Mayuri Flores de Vilchez’s big, beautiful smile reflects her gratitude for all that God has done in her life. A tenacious yet compassionate woman, she’s known to make bold sacrifices for her family, especially her children. She’s been a conduit for blessings in their lives, and God isn’t finished with her yet.
In the ’50s, Mayuri lived with her parents and siblings in the poorest area of Caracas, the capital of Venezuela. When Mayuri was two years old, a massive flood washed away every home in their community. She still remembers being carried out by rescue patrol as the impoverished neighborhood disappeared into muddy waters. The Venezuelan government stepped in and gave the families more land and houses; however, there was no running water or indoor plumbing, there was very little electricity, and Mayuri’s family had to share a bedroom. They were starting over, but nothing had changed. The only thing of value they possessed was their love for one another.
“We grew up poor, but we were so happy,” Mayuri says. “It formed the best part of our lives. And it didn’t matter if we didn’t have much money—anything my mother and father could get for us was enough.”
Mayuri knew she’d instill the same family values in her future children, but she didn’t want them to grow up living in poverty. In high school, she studied hard and did well and also fell in love with the English language. When she mentioned her interest in English to a priest from the local church, he suggested Mayuri study abroad in the States to further learn the language. She was going to be graduating soon and if she became fluent in English, she’d be a shoo-in for jobs in Venezuela. When the priest presented the opportunity to Mayuri’s parents, her father was skeptical, but her mother was certain the experience would be beneficial. “My mother is a woman who likes to move forward. She’s confident, and I’m like her,” Mayuri says. “My father said, ‘We have to think about it.’ He never actually said I could go, but I ended up on the plane!”
After speaking with Mayuri’s parents, the priest gathered a group of fellow priests to travel to the United States to vet potential host families for Mayuri. The three-month expedition led them to Ben and Mary Bocchicchio in Pennsylvania, an Italian-American couple with four boys. The Bocchicchios turned out to be a perfect fit—Ben and Mary treated Mayuri like one of their own children, and Mayuri had great relationships with their sons. She lived with the Bocchicchios for a year, improving her English. “They became my American family,” she says.

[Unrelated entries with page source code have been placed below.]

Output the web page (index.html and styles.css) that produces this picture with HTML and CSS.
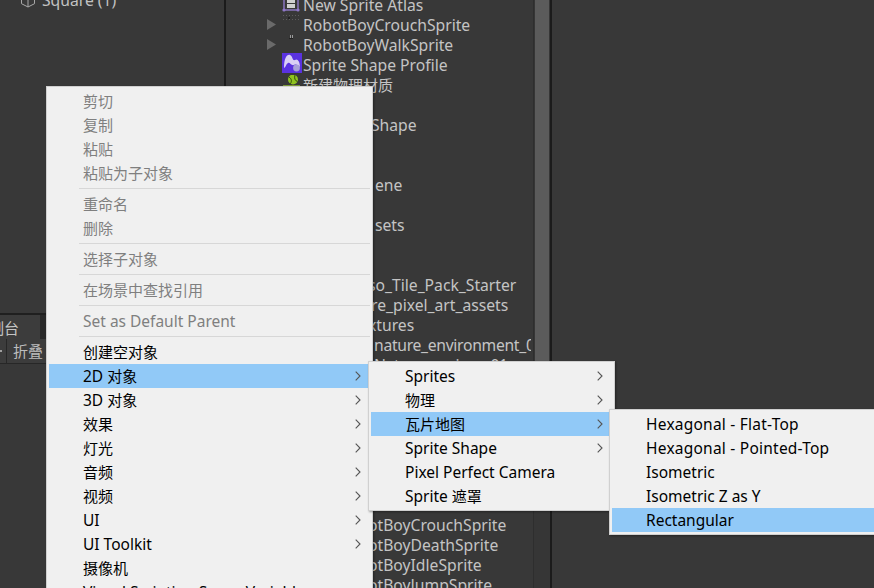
FILE: index.html
```html
<!DOCTYPE html>
<html lang="zh-CN">
<head>
  <meta charset="UTF-8">
  <meta name="viewport" content="width=device-width, initial-scale=1.0">
  <title>Unity Editor Context Menu</title>
  <link rel="stylesheet" href="styles.css">
</head>
<body>

  <svg class="defs" width="0" height="0">
    <symbol id="chevron" viewBox="0 0 6 10">
      <path d="M0.7 0.7 L5 5 L0.7 9.3" fill="none" stroke="#555" stroke-width="1.1"/>
    </symbol>
    <symbol id="fold" viewBox="0 0 10 12">
      <path d="M0 0 L10 6 L0 12 Z" fill="#6a6a6a"/>
    </symbol>
  </svg>

  <div class="editor">
    <div class="left-col">
      <div class="hierarchy">
        <div class="scene-row">
          <svg class="cube" width="16" height="16" viewBox="0 0 16 16">
            <path d="M8 1 L14.5 4.3 V11.7 L8 15 L1.5 11.7 V4.3 Z M1.5 4.3 L8 7.8 L14.5 4.3 M8 7.8 V15" fill="none" stroke="#a8a8a8" stroke-width="1"/>
          </svg>
          <span>Square (1)</span>
        </div>
      </div>
      <div class="console">
        <div class="tabbar">
          <div class="tab"><span class="tab-label">控制台</span></div>
        </div>
        <div class="toolbar">
          <div class="tool-caret"></div>
          <div class="tool-btn">折叠</div>
        </div>
      </div>
    </div>

    <div class="project">
      <div class="file-list">
        <div class="file">
          <svg class="icon" width="18" height="18" viewBox="0 0 18 18">
            <rect x="2" y="0" width="14" height="15" fill="none" stroke="#8f78c8" stroke-width="1.4"/>
            <rect x="5" y="1" width="8" height="3" fill="#cfcfcf"/>
            <rect x="5" y="5" width="8" height="3" fill="#cfcfcf"/>
            <rect x="5" y="9" width="8" height="4" fill="#cfcfcf"/>
            <circle cx="2" cy="15" r="1.6" fill="#8f78c8"/>
            <circle cx="16" cy="15" r="1.6" fill="#8f78c8"/>
          </svg>
          <span>New Sprite Atlas</span>
        </div>
        <div class="file">
          <svg class="fold" width="9" height="11"><use href="#fold"/></svg>
          <svg class="icon" width="18" height="18" viewBox="0 0 18 18">
            <path d="M1 0.5 H17 M1 4.5 H17" stroke="#5c5c5c" stroke-width="1" stroke-dasharray="1 2"/>
            <rect x="6" y="2" width="2" height="2" fill="#222"/>
          </svg>
          <span>RobotBoyCrouchSprite</span>
        </div>
        <div class="file">
          <svg class="fold" width="9" height="11"><use href="#fold"/></svg>
          <svg class="icon" width="18" height="18" viewBox="0 0 18 18">
            <rect x="8" y="0" width="1" height="3" fill="#9a9a9a"/>
            <rect x="10" y="0" width="1" height="3" fill="#9a9a9a"/>
            <rect x="7" y="3" width="4" height="1" fill="#222"/>
          </svg>
          <span>RobotBoyWalkSprite</span>
        </div>
        <div class="file">
          <svg class="icon icon-wide" width="20" height="20" viewBox="0 0 20 20">
            <rect width="20" height="20" fill="#5a32e0"/>
            <path d="M2 15 C2 5 5 1 8 2 C11 3 10 8 13 7 C15 5 18 8 18 14 C16 12 14 11 12 12 C9 13 8 9 6 10 C4 11 4 14 2 15 Z" fill="#d9cff5"/>
            <circle cx="14.5" cy="15" r="3.4" fill="#a79fd8"/>
          </svg>
          <span>Sprite Shape Profile</span>
        </div>
        <div class="file">
          <svg class="icon" width="20" height="18" viewBox="0 0 20 18">
            <circle cx="11" cy="4.5" r="5" fill="#8fc31f"/>
            <path d="M7 2 C10 4 10 7 8 9 M13 0 C12 3 13 6 15.5 6.5" fill="none" stroke="#2f4a10" stroke-width="1"/>
            <rect x="1" y="10" width="17" height="4" fill="#7d9a3a"/>
          </svg>
          <span class="zh">新建物理材质</span>
        </div>
        <div class="file"></div>
        <div class="file cut">Shape</div>
        <div class="file"></div>
        <div class="file"></div>
        <div class="file cut short-a">ene</div>
        <div class="file"></div>
        <div class="file cut short-a">sets</div>
        <div class="file"></div>
        <div class="file"></div>
        <div class="file cut long">so_Tile_Pack_Starter</div>
        <div class="file cut">re_pixel_art_assets</div>
        <div class="file cut long">xtures</div>
        <div class="file cut tight">nature_environment_01</div>
        <div class="file cut tight">Nature_environ_01</div>
        <div class="file"></div>
        <div class="file"></div>
        <div class="file"></div>
        <div class="file"></div>
        <div class="file"></div>
        <div class="file"></div>
        <div class="file"></div>
        <div class="file cut long">otBoyCrouchSprite</div>
        <div class="file cut long">otBoyDeathSprite</div>
        <div class="file cut long">otBoyIdleSprite</div>
        <div class="file cut long">otBoyJumpSprite</div>
      </div>
      <div class="scrollbar"><div class="thumb"></div></div>
    </div>

    <div class="inspector"></div>
  </div>

  <div class="menu menu-main">
    <div class="item off"><span class="zh">剪切</span></div>
    <div class="item off"><span class="zh">复制</span></div>
    <div class="item off"><span class="zh">粘贴</span></div>
    <div class="item off"><span class="zh">粘贴为子对象</span></div>
    <div class="sep"></div>
    <div class="item off"><span class="zh">重命名</span></div>
    <div class="item off"><span class="zh">删除</span></div>
    <div class="sep"></div>
    <div class="item off"><span class="zh">选择子对象</span></div>
    <div class="sep"></div>
    <div class="item off"><span class="zh">在场景中查找引用</span></div>
    <div class="sep"></div>
    <div class="item off">Set as Default Parent</div>
    <div class="sep"></div>
    <div class="item"><span class="zh">创建空对象</span></div>
    <div class="item active">2D <span class="zh">对象</span><svg class="chev" width="6" height="10"><use href="#chevron"/></svg></div>
    <div class="item">3D <span class="zh">对象</span><svg class="chev" width="6" height="10"><use href="#chevron"/></svg></div>
    <div class="item"><span class="zh">效果</span><svg class="chev" width="6" height="10"><use href="#chevron"/></svg></div>
    <div class="item"><span class="zh">灯光</span><svg class="chev" width="6" height="10"><use href="#chevron"/></svg></div>
    <div class="item"><span class="zh">音频</span><svg class="chev" width="6" height="10"><use href="#chevron"/></svg></div>
    <div class="item"><span class="zh">视频</span><svg class="chev" width="6" height="10"><use href="#chevron"/></svg></div>
    <div class="item">UI<svg class="chev" width="6" height="10"><use href="#chevron"/></svg></div>
    <div class="item">UI Toolkit<svg class="chev" width="6" height="10"><use href="#chevron"/></svg></div>
    <div class="item"><span class="zh">摄像机</span></div>
    <div class="item">Visual Scripting Scene Variables</div>
  </div>

  <div class="menu menu-2d">
    <div class="item">Sprites<svg class="chev" width="6" height="10"><use href="#chevron"/></svg></div>
    <div class="item"><span class="zh">物理</span><svg class="chev" width="6" height="10"><use href="#chevron"/></svg></div>
    <div class="item active"><span class="zh">瓦片地图</span><svg class="chev" width="6" height="10"><use href="#chevron"/></svg></div>
    <div class="item">Sprite Shape<svg class="chev" width="6" height="10"><use href="#chevron"/></svg></div>
    <div class="item">Pixel Perfect Camera</div>
    <div class="item">Sprite <span class="zh">遮罩</span></div>
  </div>

  <div class="menu menu-tile">
    <div class="item spaced">Hexagonal - Flat-Top</div>
    <div class="item spaced">Hexagonal - Pointed-Top</div>
    <div class="item">Isometric</div>
    <div class="item">Isometric Z as Y</div>
    <div class="item active">Rectangular</div>
  </div>

</body>
</html>
```

FILE: styles.css
```css
html, body {
  margin: 0;
  height: 100%;
  overflow: hidden;
  background: #383838;
  font-family: "Noto Sans", "Noto Sans CJK SC", sans-serif;
}

.defs {
  display: block;
  height: 0;
}

.zh {
  font-size: 15px;
}

.editor {
  display: flex;
  height: 588px;
}

/* left column */
.left-col {
  width: 224px;
  flex: none;
  overflow: hidden;
  border-right: 2px solid #1b1b1b;
}

.hierarchy {
  height: 313px;
  border-bottom: 2px solid #1f1f1f;
  overflow: hidden;
}

.scene-row {
  display: flex;
  align-items: center;
  gap: 6px;
  height: 20px;
  margin-top: -10px;
  padding-left: 20px;
  font-size: 15.7px;
  color: #c2c2c2;
}

.tabbar {
  height: 24px;
  background: #292929;
}

.tab {
  width: 40px;
  height: 24px;
  background: #3c3c3c;
  overflow: hidden;
}

.tab-label {
  display: block;
  margin-left: -26px;
  width: 70px;
  font-size: 15px;
  line-height: 26px;
  color: #c4c4c4;
}

.toolbar {
  display: flex;
  align-items: center;
  height: 24px;
  background: #3c3c3c;
  border-bottom: 1px solid #272727;
}

.tool-caret {
  width: 2px;
  height: 2px;
  background: #a0a0a0;
}

.tool-btn {
  margin-left: 4px;
  padding: 0 6px;
  height: 24px;
  border-left: 1px solid #272727;
  border-right: 1px solid #272727;
  font-size: 15px;
  line-height: 24px;
  color: #bdbdbd;
}

/* project list */
.project {
  display: flex;
  width: 324px;
  flex: none;
  border-right: 2px solid #1b1b1b;
}

.file-list {
  width: 305px;
  flex: none;
  margin-top: -6px;
  margin-right: 2px;
  overflow: hidden;
}

.file {
  position: relative;
  height: 20px;
  padding-left: 77px;
  font-size: 15.7px;
  line-height: 22px;
  white-space: nowrap;
  color: #c4c4c4;
}

/* rows that show from behind the menu */
.file.cut {
  padding-left: 145px;
}

.file.cut.long {
  padding-left: 142px;
}

.file.cut.short-a {
  padding-left: 149px;
}

.file.cut.tight {
  padding-left: 148px;
  letter-spacing: -0.3px;
}

.icon {
  position: absolute;
  left: 56px;
  top: 1px;
}

.icon-wide {
  left: 56px;
  top: -1px;
}

.fold {
  position: absolute;
  left: 41px;
  top: 5px;
}

.scrollbar {
  width: 16px;
  flex: none;
  background: #363636;
  border-left: 1px solid #2e2e2e;
}

.thumb {
  margin-left: 1px;
  width: 14px;
  height: 500px;
  background: #5b5b5b;
}

.inspector {
  flex: 1;
  background: #383838;
}

/* context menus */
.menu {
  position: absolute;
  box-sizing: border-box;
  background: #f0f0f0;
  border: 1px solid #d0d0d0;
  padding: 2px;
  box-shadow: 1px 1px 2px rgba(0, 0, 0, 0.35);
}

.menu-main {
  left: 46px;
  top: 86px;
  width: 327px;
}

.menu-2d {
  left: 368px;
  top: 361px;
  width: 247px;
  z-index: 1;
}

.menu-tile {
  left: 609px;
  top: 409px;
  width: 290px;
  z-index: 2;
}

.item {
  position: relative;
  height: 24px;
  padding-left: 34px;
  font-size: 15.5px;
  line-height: 24px;
  white-space: nowrap;
  color: #000;
}

.item.off {
  color: #7f7f7f;
}

.item.active {
  background: #91c9f7;
}

.item.spaced {
  letter-spacing: 0.23px;
}

.chev {
  position: absolute;
  right: 9px;
  top: 7px;
}

.sep {
  height: 1px;
  margin: 3px 0 3px 30px;
  background: #d7d7d7;
}
```
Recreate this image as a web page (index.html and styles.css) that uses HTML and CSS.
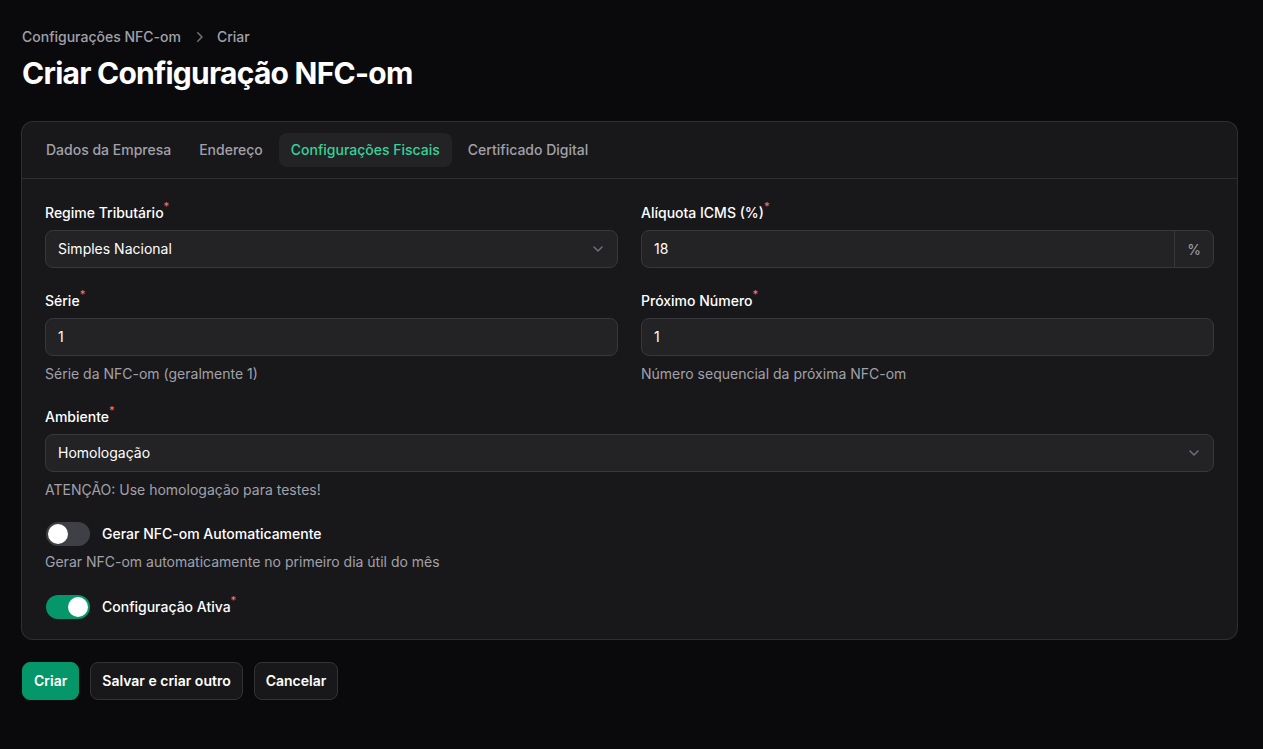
FILE: index.html
```html
<!DOCTYPE html>
<html lang="pt-BR">
<head>
  <meta charset="UTF-8">
  <meta name="viewport" content="width=device-width, initial-scale=1">
  <title>Criar Configuração NFC-om</title>
  <link rel="stylesheet" href="styles.css">
</head>
<body>
  <main class="page">
    <header class="page-header">
      <nav class="breadcrumbs">
        <a href="#">Configurações NFC-om</a>
        <svg class="crumb-icon" width="20" height="20" viewBox="0 0 20 20" fill="currentColor">
          <path fill-rule="evenodd" d="M8.22 5.22a.75.75 0 0 1 1.06 0l4.25 4.25a.75.75 0 0 1 0 1.06l-4.25 4.25a.75.75 0 0 1-1.060-1.06L11.94 10 8.22 6.28a.75.75 0 0 1 0-1.06Z" clip-rule="evenodd"/>
        </svg>
        <a href="#">Criar</a>
      </nav>
      <h1 class="heading">Criar Configuração NFC-om</h1>
    </header>

    <form class="form">
      <section class="card">
        <nav class="tabs">
          <button type="button" class="tab">Dados da Empresa</button>
          <button type="button" class="tab">Endereço</button>
          <button type="button" class="tab active">Configurações Fiscais</button>
          <button type="button" class="tab">Certificado Digital</button>
        </nav>

        <div class="tab-body">
          <div class="grid">
            <div class="field">
              <label class="label">Regime Tributário<sup>*</sup></label>
              <div class="input-wrap select">
                <span class="value">Simples Nacional</span>
                <svg class="chevron" width="20" height="20" viewBox="0 0 20 20" fill="none">
                  <path d="M6 8l4 4 4-4" stroke="currentColor" stroke-width="1.5" stroke-linecap="round" stroke-linejoin="round"/>
                </svg>
              </div>
            </div>
            <div class="field">
              <label class="label">Alíquota ICMS (%)<sup>*</sup></label>
              <div class="input-wrap">
                <span class="value">18</span>
                <span class="suffix">%</span>
              </div>
            </div>

            <div class="field">
              <label class="label">Série<sup>*</sup></label>
              <div class="input-wrap"><span class="value">1</span></div>
              <p class="hint">Série da NFC-om (geralmente 1)</p>
            </div>
            <div class="field">
              <label class="label">Próximo Número<sup>*</sup></label>
              <div class="input-wrap"><span class="value">1</span></div>
              <p class="hint">Número sequencial da próxima NFC-om</p>
            </div>

            <div class="field span-2">
              <label class="label">Ambiente<sup>*</sup></label>
              <div class="input-wrap select">
                <span class="value">Homologação</span>
                <svg class="chevron" width="20" height="20" viewBox="0 0 20 20" fill="none">
                  <path d="M6 8l4 4 4-4" stroke="currentColor" stroke-width="1.5" stroke-linecap="round" stroke-linejoin="round"/>
                </svg>
              </div>
              <p class="hint">ATENÇÃO: Use homologação para testes!</p>
            </div>

            <div class="field span-2 toggle-field">
              <div class="toggle-row">
                <span class="toggle"><span class="thumb"></span></span>
                <span class="label">Gerar NFC-om Automaticamente</span>
              </div>
              <p class="hint">Gerar NFC-om automaticamente no primeiro dia útil do mês</p>
            </div>

            <div class="field span-2">
              <div class="toggle-row">
                <span class="toggle on"><span class="thumb"></span></span>
                <span class="label">Configuração Ativa<sup>*</sup></span>
              </div>
            </div>
          </div>
        </div>
      </section>

      <div class="actions">
        <button type="button" class="btn primary">Criar</button>
        <button type="button" class="btn">Salvar e criar outro</button>
        <button type="button" class="btn">Cancelar</button>
      </div>
    </form>
  </main>
</body>
</html>
```

FILE: styles.css
```css
:root {
  --bg: #0a0a0c;
  --card: #18181b;
  --input: #232326;
  --ring: rgba(255, 255, 255, 0.1);
  --text: #ffffff;
  --muted: #a1a1aa;
  --primary: #059669;
  --primary-text: #34d399;
  --danger: #f87171;
}

html, body {
  margin: 0;
  padding: 0;
  background: var(--bg);
  color: var(--text);
  font-family: 'Inter', 'Noto Sans', sans-serif;
  -webkit-font-smoothing: antialiased;
}

.page {
  padding: 27px 25px 40px 21px;
}

.page-header {
  display: flex;
  flex-direction: column;
  gap: 8px;
  padding-left: 1px;
}

.breadcrumbs {
  display: flex;
  align-items: center;
  gap: 8px;
  font-size: 14px;
  line-height: 20px;
  font-weight: 500;
}

.breadcrumbs a {
  color: var(--muted);
  text-decoration: none;
}

.crumb-icon {
  color: #71717a;
}

.heading {
  margin: 0;
  font-size: 30px;
  line-height: 36px;
  font-weight: 700;
  letter-spacing: -0.025em;
}

.form {
  margin-top: 30px;
  display: flex;
  flex-direction: column;
  gap: 22px;
}

.card {
  background: var(--card);
  border: 1px solid var(--ring);
  border-radius: 12px;
}

.tabs {
  display: flex;
  gap: 4px;
  padding: 11px 12px;
  border-bottom: 1px solid var(--ring);
}

.tab {
  font-family: inherit;
  font-size: 14px;
  line-height: 20px;
  font-weight: 500;
  color: var(--muted);
  background: transparent;
  border: none;
  border-radius: 8px;
  padding: 7px 12px;
  cursor: pointer;
}

.tab.active {
  background: rgba(255, 255, 255, 0.05);
  color: var(--primary-text);
}

.tab-body {
  padding: 24px 23px 20px 23px;
}

.grid {
  display: grid;
  grid-template-columns: 1fr 1fr;
  column-gap: 23px;
  row-gap: 23px;
}

.span-2 {
  grid-column: span 2;
}

.field {
  display: flex;
  flex-direction: column;
  gap: 7px;
}

.toggle-field {
  margin-top: -1px;
}

.label {
  font-size: 14px;
  line-height: 20px;
  font-weight: 500;
  color: var(--text);
}

.label sup {
  color: var(--danger);
  font-weight: 500;
  font-size: 11px;
  line-height: 0;
  vertical-align: top;
  position: relative;
  top: 3px;
}

.input-wrap {
  display: flex;
  align-items: center;
  height: 36px;
  background: var(--input);
  border: 1px solid #38383c;
  border-radius: 8px;
  font-size: 14px;
}

.input-wrap .value {
  flex: 1;
  padding: 0 12px;
  line-height: 24px;
  color: var(--text);
}

.suffix {
  align-self: stretch;
  display: flex;
  align-items: center;
  padding: 0 12px;
  border-left: 1px solid #38383c;
  color: var(--muted);
}

.chevron {
  color: #6e6e82;
  margin-right: 9px;
}

.hint {
  margin: 1px 0 0;
  font-size: 14px;
  line-height: 20px;
  color: var(--muted);
}

.toggle-row {
  display: flex;
  align-items: center;
  gap: 12px;
  padding-left: 1px;
}

.toggle-row + .hint {
  margin-top: -1px;
}

.toggle {
  width: 44px;
  height: 24px;
  border-radius: 999px;
  background: #3f3f46;
  display: flex;
  align-items: center;
  padding: 2px;
  box-sizing: border-box;
}

.toggle .thumb {
  width: 20px;
  height: 20px;
  border-radius: 50%;
  background: #fff;
}

.toggle.on {
  background: var(--primary);
  justify-content: flex-end;
}

.actions {
  display: flex;
  gap: 11px;
  padding-left: 1px;
}

.btn {
  font-family: inherit;
  font-size: 14px;
  line-height: 20px;
  font-weight: 600;
  color: var(--text);
  background: #18181b;
  border: 1px solid #333337;
  border-radius: 8px;
  padding: 8px 11px;
  cursor: pointer;
}

.btn.primary {
  background: var(--primary);
  border-color: var(--primary);
}
```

Mayuri lived in the States for a year, improving her English, before returning to Venezuela to look for jobs. By the time she entered her early 20s, she was working as a bilingual secretary at Ford Motor Company in Valencia. It was the start of a promising career, but her focus was never personal success—it was having the means to help break the cycle of poverty in her family.
When Mayuri was 22 years old, she got married and they later had three children: a son, Ruben Dario, and two daughters, Mayuri Alejandra and Laura Marina. Mayuri maintained a close relationship with the Boccicchios; she visited them multiple times on vacation with her children, and they visited her family in Venezuela. When Mayuri’s children graduated high school, she sent them to the United States to learn English as she had, and the Boccicchios ended up hosting her son, Ruben. Another generous family, Brooks and Jane Cottle (who later became Ruben’s father- and mother-in-law!), hosted Mayuri Alejandra and Laura Marina. “I wanted to give my children the [English] language, no matter what they ended up studying,” Mayuri says. “If they were bilingual in Venezuela, they would have more job opportunities.”
While working at Ford, Mayuri was promoted to several different positions, and her family’s financial state improved. All three of her children graduated from college and were able to find jobs. Life was good for the Vilchez family, and Mayuri’s hard work was paying off.
At the end of 2015, Mayuri had become a permanent resident of the United States. Her son, Ruben, had already been living in Texas with his wife, Erin, who had just given birth to their first child and Mayuri’s first grandchild, Eva. In 2016, Mayuri joined the facilities team for The King’s University, and in 2019 she became a shift leader for the facilities team at Gateway. “It’s beautiful to work in a place where everything we do, we do it in the name of the Lord, and the presence of God is a daily thing,” she says. “I feel everyone here has the same purpose: to help each other, to love each other, and to respect each other as we work in an environment where God is at the center of everything we do. I come to work happy every day.”
As Mayuri reflects on her life, she realizes the generosity of the Bocchicchios and the Cottles was a big part of God’s plan to bless her and her family. By opening their hearts and homes, the Bocchicchios and the Cottles helped change the course of the Vilchez family for generations to come. It’s a beautiful enduring story of two families woven together by generosity, love, and what Ruben calls a “thread of God’s faithfulness.”
“It is amazing how one family can impact the life of people in other countries as they send aid or sponsor students,” Ruben says. “It literally changed my mom’s life, our family’s life, and my life. What God has been doing in and through my mom is a miracle for which I am so thankful to the Lord.” The Vilchez family attends the Southlake Campus.